**TASK DIRECTIONS**:
Each record must be retyped in full. No character may differ.
+++ DATA TO USE +++
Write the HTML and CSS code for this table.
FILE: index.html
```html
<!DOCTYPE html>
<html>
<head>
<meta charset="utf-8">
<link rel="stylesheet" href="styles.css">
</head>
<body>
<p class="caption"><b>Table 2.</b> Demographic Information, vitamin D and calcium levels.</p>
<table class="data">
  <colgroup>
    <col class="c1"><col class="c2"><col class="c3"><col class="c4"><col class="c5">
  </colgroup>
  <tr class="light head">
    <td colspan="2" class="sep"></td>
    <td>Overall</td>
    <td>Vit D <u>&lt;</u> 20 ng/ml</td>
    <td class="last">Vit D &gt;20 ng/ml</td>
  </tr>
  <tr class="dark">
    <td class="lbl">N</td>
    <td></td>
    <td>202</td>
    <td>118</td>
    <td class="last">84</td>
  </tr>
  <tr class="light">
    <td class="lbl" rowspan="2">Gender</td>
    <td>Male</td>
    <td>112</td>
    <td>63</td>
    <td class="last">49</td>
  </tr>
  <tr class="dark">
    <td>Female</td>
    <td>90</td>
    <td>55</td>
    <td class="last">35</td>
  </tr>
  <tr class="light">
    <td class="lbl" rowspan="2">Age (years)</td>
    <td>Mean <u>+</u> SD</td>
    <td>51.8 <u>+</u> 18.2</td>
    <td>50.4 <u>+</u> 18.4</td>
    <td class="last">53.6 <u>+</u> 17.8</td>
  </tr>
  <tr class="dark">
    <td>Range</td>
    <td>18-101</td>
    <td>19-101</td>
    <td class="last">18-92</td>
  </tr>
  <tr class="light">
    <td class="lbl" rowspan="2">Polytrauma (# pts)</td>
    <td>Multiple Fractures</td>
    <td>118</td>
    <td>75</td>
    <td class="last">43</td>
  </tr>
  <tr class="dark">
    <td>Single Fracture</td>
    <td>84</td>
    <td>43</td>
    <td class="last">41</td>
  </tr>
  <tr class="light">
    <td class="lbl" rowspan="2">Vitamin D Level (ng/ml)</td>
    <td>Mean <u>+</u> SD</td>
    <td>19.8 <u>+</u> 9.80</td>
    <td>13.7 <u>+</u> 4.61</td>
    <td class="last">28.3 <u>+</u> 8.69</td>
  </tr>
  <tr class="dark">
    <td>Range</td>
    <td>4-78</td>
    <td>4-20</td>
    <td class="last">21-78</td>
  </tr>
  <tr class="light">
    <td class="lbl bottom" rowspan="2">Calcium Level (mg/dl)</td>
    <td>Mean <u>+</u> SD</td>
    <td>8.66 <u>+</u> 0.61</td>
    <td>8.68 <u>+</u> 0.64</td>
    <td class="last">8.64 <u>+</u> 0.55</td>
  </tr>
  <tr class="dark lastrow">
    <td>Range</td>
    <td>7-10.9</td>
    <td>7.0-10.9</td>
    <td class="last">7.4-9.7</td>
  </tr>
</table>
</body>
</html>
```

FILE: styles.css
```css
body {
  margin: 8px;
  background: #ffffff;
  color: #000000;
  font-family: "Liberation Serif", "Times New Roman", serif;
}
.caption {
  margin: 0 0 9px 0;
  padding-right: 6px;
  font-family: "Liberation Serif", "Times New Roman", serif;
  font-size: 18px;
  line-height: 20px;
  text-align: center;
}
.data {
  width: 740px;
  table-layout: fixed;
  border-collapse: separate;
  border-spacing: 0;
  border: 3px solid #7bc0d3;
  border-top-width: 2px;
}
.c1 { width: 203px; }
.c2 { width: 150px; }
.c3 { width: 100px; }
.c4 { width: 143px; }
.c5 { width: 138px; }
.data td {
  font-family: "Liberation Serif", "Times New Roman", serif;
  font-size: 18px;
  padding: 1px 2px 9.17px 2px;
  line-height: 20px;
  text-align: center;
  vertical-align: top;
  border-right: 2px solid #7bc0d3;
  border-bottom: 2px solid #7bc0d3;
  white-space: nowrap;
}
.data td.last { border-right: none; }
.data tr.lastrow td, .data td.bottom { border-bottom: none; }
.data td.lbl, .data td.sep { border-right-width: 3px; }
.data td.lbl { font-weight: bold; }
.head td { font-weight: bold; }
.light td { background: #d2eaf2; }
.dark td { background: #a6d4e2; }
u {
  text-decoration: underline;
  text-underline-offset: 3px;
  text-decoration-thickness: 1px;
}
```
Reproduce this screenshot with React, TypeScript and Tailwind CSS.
+++
**SOLUTION TO THIS PROBLEM**:
Write the HTML and CSS code for this table.
FILE: index.html
```html
<!DOCTYPE html>
<html>
<head>
<meta charset="utf-8">
<link rel="stylesheet" href="styles.css">
</head>
<body>
<p class="caption"><b>Table 2.</b> Demographic Information, vitamin D and calcium levels.</p>
<table class="data">
  <colgroup>
    <col class="c1"><col class="c2"><col class="c3"><col class="c4"><col class="c5">
  </colgroup>
  <tr class="light head">
    <td colspan="2" class="sep"></td>
    <td>Overall</td>
    <td>Vit D <u>&lt;</u> 20 ng/ml</td>
    <td class="last">Vit D &gt;20 ng/ml</td>
  </tr>
  <tr class="dark">
    <td class="lbl">N</td>
    <td></td>
    <td>202</td>
    <td>118</td>
    <td class="last">84</td>
  </tr>
  <tr class="light">
    <td class="lbl" rowspan="2">Gender</td>
    <td>Male</td>
    <td>112</td>
    <td>63</td>
    <td class="last">49</td>
  </tr>
  <tr class="dark">
    <td>Female</td>
    <td>90</td>
    <td>55</td>
    <td class="last">35</td>
  </tr>
  <tr class="light">
    <td class="lbl" rowspan="2">Age (years)</td>
    <td>Mean <u>+</u> SD</td>
    <td>51.8 <u>+</u> 18.2</td>
    <td>50.4 <u>+</u> 18.4</td>
    <td class="last">53.6 <u>+</u> 17.8</td>
  </tr>
  <tr class="dark">
    <td>Range</td>
    <td>18-101</td>
    <td>19-101</td>
    <td class="last">18-92</td>
  </tr>
  <tr class="light">
    <td class="lbl" rowspan="2">Polytrauma (# pts)</td>
    <td>Multiple Fractures</td>
    <td>118</td>
    <td>75</td>
    <td class="last">43</td>
  </tr>
  <tr class="dark">
    <td>Single Fracture</td>
    <td>84</td>
    <td>43</td>
    <td class="last">41</td>
  </tr>
  <tr class="light">
    <td class="lbl" rowspan="2">Vitamin D Level (ng/ml)</td>
    <td>Mean <u>+</u> SD</td>
    <td>19.8 <u>+</u> 9.80</td>
    <td>13.7 <u>+</u> 4.61</td>
    <td class="last">28.3 <u>+</u> 8.69</td>
  </tr>
  <tr class="dark">
    <td>Range</td>
    <td>4-78</td>
    <td>4-20</td>
    <td class="last">21-78</td>
  </tr>
  <tr class="light">
    <td class="lbl bottom" rowspan="2">Calcium Level (mg/dl)</td>
    <td>Mean <u>+</u> SD</td>
    <td>8.66 <u>+</u> 0.61</td>
    <td>8.68 <u>+</u> 0.64</td>
    <td class="last">8.64 <u>+</u> 0.55</td>
  </tr>
  <tr class="dark lastrow">
    <td>Range</td>
    <td>7-10.9</td>
    <td>7.0-10.9</td>
    <td class="last">7.4-9.7</td>
  </tr>
</table>
</body>
</html>
```

FILE: styles.css
```css
body {
  margin: 8px;
  background: #ffffff;
  color: #000000;
  font-family: "Liberation Serif", "Times New Roman", serif;
}
.caption {
  margin: 0 0 9px 0;
  padding-right: 6px;
  font-family: "Liberation Serif", "Times New Roman", serif;
  font-size: 18px;
  line-height: 20px;
  text-align: center;
}
.data {
  width: 740px;
  table-layout: fixed;
  border-collapse: separate;
  border-spacing: 0;
  border: 3px solid #7bc0d3;
  border-top-width: 2px;
}
.c1 { width: 203px; }
.c2 { width: 150px; }
.c3 { width: 100px; }
.c4 { width: 143px; }
.c5 { width: 138px; }
.data td {
  font-family: "Liberation Serif", "Times New Roman", serif;
  font-size: 18px;
  padding: 1px 2px 9.17px 2px;
  line-height: 20px;
  text-align: center;
  vertical-align: top;
  border-right: 2px solid #7bc0d3;
  border-bottom: 2px solid #7bc0d3;
  white-space: nowrap;
}
.data td.last { border-right: none; }
.data tr.lastrow td, .data td.bottom { border-bottom: none; }
.data td.lbl, .data td.sep { border-right-width: 3px; }
.data td.lbl { font-weight: bold; }
.head td { font-weight: bold; }
.light td { background: #d2eaf2; }
.dark td { background: #a6d4e2; }
u {
  text-decoration: underline;
  text-underline-offset: 3px;
  text-decoration-thickness: 1px;
}
```
Reproduce this screenshot with React, TypeScript and Tailwind CSS.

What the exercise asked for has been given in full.